We built document control into the same system. The lifecycle is structured: upload, submit for approval, approve or reject, supersede when a new version is approved, and transmit to external parties. Every approval records the actor's name, the timestamp, and any notes. Rejected documents include the reason.
External users (contractors, subcontractors, clients) see only approved or superseded documents on the sites they've been assigned to. They can't see draft documents, internal procurement data, or audit logs. This is enforced at the database level through 105 row-level security policies, not through UI-level hiding.

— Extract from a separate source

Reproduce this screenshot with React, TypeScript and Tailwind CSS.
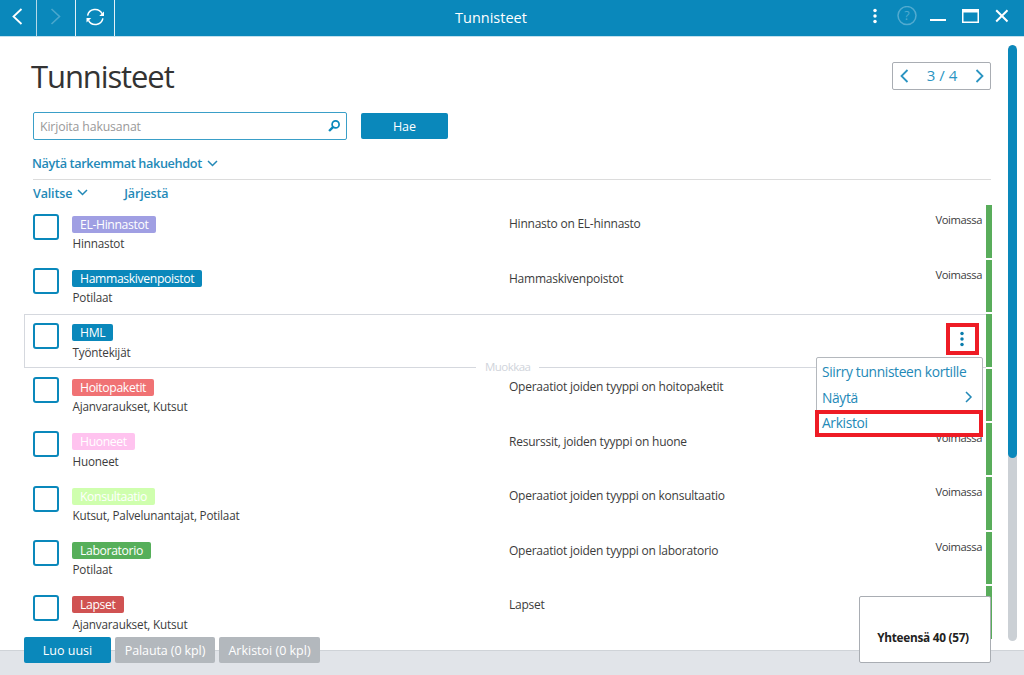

The document viewer was recently rebuilt as a viewer-first architecture: split-panel layout with inline file preview, approval history, revision chain, and transmittal context all visible without navigating away. All 10 implementation items were completed with zero database migrations and zero new dependencies.
What the Numbers Look Like
The system covers 45 database tables with 871 columns. There are roughly 40 PostgreSQL functions handling everything from permission checks to PO total calculations to approval workflows. The front end is a React 19 single-page application with role-based routing and guard components that enforce access boundaries.
Nine Playwright end-to-end test suites validate the core workflows. A client handover pack was delivered with the commercial proposal, the technical handbook, and the institutional readiness documentation including ISO 9001 controls mapping.
This is what a custom command suite looks like for construction procurement. Not a configured SaaS tool. Not a template. A purpose-built operational system that matches how the business actually works.